Written instruction:
Within the records below, find each line that holds the string "this", then copy it.
:: Input records ::
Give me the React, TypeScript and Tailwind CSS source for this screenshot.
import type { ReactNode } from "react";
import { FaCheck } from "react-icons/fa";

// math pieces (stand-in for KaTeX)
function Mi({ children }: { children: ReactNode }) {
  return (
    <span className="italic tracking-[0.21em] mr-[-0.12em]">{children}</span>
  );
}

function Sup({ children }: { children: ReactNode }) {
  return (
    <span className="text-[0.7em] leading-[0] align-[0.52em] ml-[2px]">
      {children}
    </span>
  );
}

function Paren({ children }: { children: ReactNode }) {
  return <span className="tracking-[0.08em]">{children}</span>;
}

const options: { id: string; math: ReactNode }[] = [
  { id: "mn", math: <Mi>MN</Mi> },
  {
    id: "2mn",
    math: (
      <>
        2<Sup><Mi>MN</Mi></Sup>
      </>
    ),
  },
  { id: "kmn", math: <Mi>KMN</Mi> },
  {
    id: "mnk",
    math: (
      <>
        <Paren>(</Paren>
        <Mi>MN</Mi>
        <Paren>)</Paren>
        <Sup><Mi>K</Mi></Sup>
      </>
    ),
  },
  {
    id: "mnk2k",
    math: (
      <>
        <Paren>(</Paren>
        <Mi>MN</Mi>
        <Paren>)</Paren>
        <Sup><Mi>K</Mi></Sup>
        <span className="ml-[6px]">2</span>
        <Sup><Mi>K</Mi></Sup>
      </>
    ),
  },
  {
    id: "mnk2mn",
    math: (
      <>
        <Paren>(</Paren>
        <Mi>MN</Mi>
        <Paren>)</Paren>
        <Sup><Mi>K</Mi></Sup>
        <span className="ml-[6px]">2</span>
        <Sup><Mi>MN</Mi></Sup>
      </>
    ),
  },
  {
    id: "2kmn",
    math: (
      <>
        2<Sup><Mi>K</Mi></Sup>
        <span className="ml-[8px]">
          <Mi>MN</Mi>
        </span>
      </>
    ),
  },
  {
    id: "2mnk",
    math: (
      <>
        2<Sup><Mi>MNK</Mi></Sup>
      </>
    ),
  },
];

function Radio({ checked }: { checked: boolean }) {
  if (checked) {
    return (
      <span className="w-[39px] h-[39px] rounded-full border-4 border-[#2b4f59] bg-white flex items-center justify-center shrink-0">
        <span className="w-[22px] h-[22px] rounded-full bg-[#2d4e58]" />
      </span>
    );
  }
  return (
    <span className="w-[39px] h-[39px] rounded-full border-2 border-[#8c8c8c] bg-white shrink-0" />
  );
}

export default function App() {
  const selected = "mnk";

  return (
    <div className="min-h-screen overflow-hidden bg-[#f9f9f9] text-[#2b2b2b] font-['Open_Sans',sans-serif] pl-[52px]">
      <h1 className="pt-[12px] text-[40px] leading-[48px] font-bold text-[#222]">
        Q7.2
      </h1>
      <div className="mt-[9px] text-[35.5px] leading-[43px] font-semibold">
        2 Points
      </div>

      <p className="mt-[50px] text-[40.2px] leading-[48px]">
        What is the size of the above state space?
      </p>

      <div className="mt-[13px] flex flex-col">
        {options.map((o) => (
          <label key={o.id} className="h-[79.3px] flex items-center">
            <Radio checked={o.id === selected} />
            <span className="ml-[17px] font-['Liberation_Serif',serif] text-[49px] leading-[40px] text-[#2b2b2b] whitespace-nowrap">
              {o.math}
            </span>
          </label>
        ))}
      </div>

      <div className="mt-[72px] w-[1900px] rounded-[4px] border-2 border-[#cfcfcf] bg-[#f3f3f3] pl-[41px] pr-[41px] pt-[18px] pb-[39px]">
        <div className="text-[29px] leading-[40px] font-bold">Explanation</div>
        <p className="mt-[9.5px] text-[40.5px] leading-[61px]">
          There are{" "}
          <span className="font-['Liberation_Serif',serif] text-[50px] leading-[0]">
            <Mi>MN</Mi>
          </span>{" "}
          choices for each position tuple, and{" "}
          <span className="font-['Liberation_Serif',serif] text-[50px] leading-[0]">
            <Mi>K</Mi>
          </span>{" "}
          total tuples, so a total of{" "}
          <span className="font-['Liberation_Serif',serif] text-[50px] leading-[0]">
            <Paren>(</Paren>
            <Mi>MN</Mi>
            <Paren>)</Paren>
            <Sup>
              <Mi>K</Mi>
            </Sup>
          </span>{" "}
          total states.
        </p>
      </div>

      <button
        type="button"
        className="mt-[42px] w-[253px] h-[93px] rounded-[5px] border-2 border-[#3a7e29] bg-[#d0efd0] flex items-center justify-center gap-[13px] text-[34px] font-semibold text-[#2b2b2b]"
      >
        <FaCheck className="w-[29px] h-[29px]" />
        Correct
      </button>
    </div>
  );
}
:::
:: Input records ::
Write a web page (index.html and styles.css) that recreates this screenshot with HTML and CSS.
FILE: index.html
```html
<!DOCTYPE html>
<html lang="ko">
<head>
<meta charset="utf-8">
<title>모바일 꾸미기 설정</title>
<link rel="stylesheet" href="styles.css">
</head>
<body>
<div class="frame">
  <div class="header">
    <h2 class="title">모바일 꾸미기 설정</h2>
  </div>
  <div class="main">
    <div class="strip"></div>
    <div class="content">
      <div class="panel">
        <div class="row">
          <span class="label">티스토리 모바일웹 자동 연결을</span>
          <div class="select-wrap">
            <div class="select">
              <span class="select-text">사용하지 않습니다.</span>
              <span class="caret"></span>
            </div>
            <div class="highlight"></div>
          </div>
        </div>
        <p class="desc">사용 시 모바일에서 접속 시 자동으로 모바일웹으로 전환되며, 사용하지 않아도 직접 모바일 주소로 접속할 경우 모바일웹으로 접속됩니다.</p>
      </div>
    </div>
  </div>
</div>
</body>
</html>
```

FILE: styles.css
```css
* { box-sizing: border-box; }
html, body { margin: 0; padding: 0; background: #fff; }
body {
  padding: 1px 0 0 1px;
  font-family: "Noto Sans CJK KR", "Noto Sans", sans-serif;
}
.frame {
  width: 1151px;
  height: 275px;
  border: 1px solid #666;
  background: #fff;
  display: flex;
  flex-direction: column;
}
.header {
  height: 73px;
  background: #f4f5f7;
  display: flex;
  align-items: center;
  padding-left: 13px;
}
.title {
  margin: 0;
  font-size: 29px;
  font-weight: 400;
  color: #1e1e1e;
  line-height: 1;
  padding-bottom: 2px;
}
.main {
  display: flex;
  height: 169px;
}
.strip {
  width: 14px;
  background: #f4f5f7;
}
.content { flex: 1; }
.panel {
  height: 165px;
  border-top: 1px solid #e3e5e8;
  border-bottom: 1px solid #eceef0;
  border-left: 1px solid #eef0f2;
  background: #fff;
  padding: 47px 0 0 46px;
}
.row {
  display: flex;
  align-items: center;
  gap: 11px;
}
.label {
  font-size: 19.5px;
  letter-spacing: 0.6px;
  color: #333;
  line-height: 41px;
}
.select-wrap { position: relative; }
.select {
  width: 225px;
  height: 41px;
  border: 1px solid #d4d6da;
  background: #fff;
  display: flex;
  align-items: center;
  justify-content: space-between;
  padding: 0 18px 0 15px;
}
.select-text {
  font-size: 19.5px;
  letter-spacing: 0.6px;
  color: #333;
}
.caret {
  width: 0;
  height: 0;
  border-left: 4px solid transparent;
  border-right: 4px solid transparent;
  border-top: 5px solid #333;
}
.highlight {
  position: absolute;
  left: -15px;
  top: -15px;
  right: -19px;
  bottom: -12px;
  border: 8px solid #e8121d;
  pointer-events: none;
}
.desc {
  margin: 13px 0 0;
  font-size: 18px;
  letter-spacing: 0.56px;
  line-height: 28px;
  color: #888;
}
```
:::
Reply to the exercise:
Give me the React, TypeScript and Tailwind CSS source for this screenshot.
Write a web page (index.html and styles.css) that recreates this screenshot with HTML and CSS.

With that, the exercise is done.